WHAT NEEDS TO BE DONE
Look through the data and write out every line with the word "this" in it.

:: INPUT DATA ::

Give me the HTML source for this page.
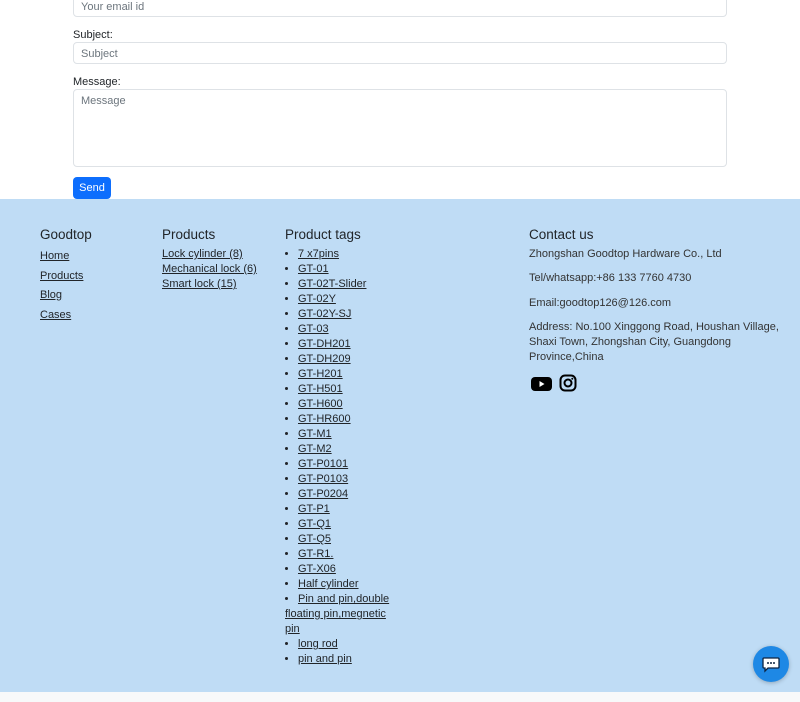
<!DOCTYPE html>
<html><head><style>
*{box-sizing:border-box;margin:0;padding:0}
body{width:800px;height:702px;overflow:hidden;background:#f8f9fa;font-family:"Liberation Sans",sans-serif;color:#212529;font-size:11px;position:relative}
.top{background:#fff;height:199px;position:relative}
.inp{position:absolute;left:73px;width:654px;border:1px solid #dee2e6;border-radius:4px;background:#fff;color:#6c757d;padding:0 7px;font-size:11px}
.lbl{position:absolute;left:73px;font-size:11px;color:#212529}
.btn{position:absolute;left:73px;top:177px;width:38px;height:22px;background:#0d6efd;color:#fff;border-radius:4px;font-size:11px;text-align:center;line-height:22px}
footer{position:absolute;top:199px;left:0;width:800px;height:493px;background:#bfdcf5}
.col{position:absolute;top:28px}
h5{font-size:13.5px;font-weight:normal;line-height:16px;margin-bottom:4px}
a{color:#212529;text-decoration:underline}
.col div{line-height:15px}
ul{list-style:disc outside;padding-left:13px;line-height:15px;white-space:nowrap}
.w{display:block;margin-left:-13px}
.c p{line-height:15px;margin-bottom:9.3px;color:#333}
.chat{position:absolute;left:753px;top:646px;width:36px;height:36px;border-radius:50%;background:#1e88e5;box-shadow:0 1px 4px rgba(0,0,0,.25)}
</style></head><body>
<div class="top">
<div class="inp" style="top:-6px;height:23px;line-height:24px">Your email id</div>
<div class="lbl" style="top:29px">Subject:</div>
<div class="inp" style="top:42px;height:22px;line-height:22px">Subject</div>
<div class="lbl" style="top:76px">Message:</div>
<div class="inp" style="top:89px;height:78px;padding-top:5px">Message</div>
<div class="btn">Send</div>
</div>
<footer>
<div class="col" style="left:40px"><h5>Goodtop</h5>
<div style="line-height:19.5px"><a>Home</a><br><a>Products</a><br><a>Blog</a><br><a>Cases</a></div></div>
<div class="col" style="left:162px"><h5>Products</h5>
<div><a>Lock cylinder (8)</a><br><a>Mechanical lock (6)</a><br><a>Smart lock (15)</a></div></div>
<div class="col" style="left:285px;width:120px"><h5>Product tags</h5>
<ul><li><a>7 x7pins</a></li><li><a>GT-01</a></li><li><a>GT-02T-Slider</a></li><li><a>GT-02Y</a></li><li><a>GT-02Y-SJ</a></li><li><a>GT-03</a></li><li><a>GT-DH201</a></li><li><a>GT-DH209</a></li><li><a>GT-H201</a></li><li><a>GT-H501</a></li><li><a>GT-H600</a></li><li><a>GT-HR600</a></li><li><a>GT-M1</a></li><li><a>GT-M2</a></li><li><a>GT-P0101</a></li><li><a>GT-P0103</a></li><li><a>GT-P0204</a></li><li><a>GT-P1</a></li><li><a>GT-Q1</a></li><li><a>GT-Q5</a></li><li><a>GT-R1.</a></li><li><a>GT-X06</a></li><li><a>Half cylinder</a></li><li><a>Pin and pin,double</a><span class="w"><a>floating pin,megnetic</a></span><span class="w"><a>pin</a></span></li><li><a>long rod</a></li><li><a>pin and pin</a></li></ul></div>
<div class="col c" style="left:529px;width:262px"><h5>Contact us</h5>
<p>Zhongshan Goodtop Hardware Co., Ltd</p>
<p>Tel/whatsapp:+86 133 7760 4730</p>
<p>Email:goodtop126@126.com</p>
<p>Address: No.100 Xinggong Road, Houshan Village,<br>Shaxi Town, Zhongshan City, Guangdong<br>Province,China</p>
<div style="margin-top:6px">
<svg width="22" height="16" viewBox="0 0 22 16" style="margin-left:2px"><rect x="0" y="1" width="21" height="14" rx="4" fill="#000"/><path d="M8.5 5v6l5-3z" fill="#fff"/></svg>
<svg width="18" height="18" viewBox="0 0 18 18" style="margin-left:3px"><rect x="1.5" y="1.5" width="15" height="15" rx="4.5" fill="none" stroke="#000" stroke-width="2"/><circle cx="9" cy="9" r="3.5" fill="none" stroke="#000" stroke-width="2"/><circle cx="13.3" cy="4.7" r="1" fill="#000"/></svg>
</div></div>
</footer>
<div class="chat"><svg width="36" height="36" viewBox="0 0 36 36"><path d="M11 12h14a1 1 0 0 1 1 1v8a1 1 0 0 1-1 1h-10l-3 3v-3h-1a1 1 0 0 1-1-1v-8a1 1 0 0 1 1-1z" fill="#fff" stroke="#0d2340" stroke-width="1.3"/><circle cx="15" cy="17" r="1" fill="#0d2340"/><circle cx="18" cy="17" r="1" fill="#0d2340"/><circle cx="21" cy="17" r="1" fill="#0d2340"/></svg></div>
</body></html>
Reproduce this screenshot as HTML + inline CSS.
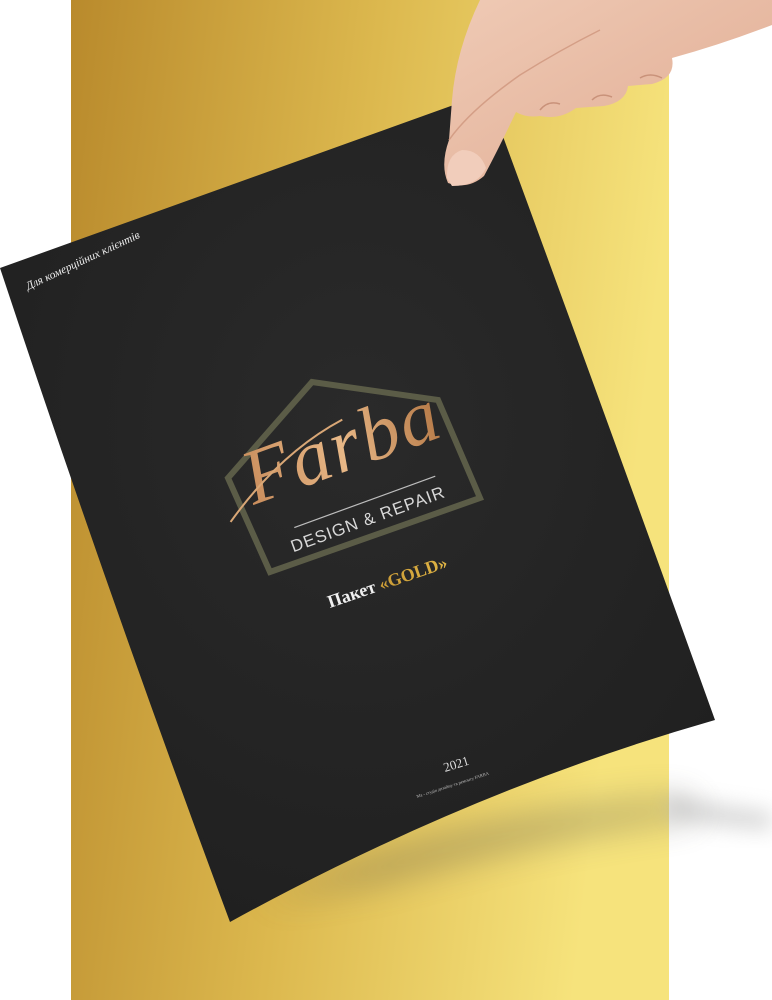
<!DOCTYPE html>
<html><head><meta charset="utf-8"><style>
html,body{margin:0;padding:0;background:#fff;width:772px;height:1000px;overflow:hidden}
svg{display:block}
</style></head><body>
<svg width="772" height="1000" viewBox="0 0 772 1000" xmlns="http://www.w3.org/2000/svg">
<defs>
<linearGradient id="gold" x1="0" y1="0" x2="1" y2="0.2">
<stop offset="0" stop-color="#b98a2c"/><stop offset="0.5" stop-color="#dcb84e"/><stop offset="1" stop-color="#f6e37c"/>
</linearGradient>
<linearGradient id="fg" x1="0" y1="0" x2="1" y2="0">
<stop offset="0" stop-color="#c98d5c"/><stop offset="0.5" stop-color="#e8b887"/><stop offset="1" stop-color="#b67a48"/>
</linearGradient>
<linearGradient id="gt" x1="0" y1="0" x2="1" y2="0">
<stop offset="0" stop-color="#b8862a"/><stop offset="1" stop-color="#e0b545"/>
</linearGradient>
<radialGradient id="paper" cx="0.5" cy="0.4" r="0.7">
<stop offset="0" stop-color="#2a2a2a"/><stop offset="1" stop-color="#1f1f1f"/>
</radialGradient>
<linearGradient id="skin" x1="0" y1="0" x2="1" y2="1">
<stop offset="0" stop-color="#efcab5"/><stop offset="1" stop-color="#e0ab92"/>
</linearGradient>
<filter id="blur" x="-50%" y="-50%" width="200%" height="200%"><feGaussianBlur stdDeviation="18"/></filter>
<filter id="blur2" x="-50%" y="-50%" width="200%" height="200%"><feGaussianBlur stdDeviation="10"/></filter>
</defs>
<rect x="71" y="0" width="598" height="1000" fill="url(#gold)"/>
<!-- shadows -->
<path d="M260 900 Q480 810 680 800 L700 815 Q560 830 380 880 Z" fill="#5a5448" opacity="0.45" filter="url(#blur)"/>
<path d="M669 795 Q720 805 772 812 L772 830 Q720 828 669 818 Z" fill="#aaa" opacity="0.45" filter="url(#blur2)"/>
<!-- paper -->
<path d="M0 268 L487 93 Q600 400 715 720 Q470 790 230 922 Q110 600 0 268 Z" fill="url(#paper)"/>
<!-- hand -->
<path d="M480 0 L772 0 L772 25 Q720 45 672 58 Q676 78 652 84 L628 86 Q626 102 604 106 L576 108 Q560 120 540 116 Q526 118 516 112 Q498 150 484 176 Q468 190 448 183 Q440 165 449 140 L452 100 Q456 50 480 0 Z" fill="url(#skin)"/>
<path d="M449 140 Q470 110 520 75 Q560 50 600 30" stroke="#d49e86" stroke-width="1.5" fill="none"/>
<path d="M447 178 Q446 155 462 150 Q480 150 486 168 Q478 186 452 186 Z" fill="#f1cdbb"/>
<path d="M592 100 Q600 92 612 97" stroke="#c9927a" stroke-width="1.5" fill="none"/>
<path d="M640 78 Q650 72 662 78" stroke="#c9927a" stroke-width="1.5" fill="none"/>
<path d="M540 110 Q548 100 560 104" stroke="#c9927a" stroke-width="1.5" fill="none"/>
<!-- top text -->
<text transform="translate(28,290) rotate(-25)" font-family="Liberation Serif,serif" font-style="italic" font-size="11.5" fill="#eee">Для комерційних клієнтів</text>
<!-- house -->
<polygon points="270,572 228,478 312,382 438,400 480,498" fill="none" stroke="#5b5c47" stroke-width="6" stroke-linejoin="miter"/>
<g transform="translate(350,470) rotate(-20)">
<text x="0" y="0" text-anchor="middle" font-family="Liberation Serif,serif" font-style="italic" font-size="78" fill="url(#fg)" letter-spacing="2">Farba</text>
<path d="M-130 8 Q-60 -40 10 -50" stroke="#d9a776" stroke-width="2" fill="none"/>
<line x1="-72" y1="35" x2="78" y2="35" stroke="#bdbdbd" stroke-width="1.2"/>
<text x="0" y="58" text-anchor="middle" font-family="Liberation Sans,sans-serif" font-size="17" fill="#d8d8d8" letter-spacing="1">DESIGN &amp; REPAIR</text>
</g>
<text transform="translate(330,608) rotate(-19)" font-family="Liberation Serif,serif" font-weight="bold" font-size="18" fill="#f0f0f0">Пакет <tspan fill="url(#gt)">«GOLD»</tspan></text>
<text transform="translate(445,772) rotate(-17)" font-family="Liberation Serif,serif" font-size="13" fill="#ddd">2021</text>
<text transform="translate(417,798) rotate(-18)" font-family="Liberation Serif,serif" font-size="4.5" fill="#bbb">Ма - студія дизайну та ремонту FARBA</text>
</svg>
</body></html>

:::

THE ANSWER
Give me the HTML source for this page.
Reproduce this screenshot as HTML + inline CSS.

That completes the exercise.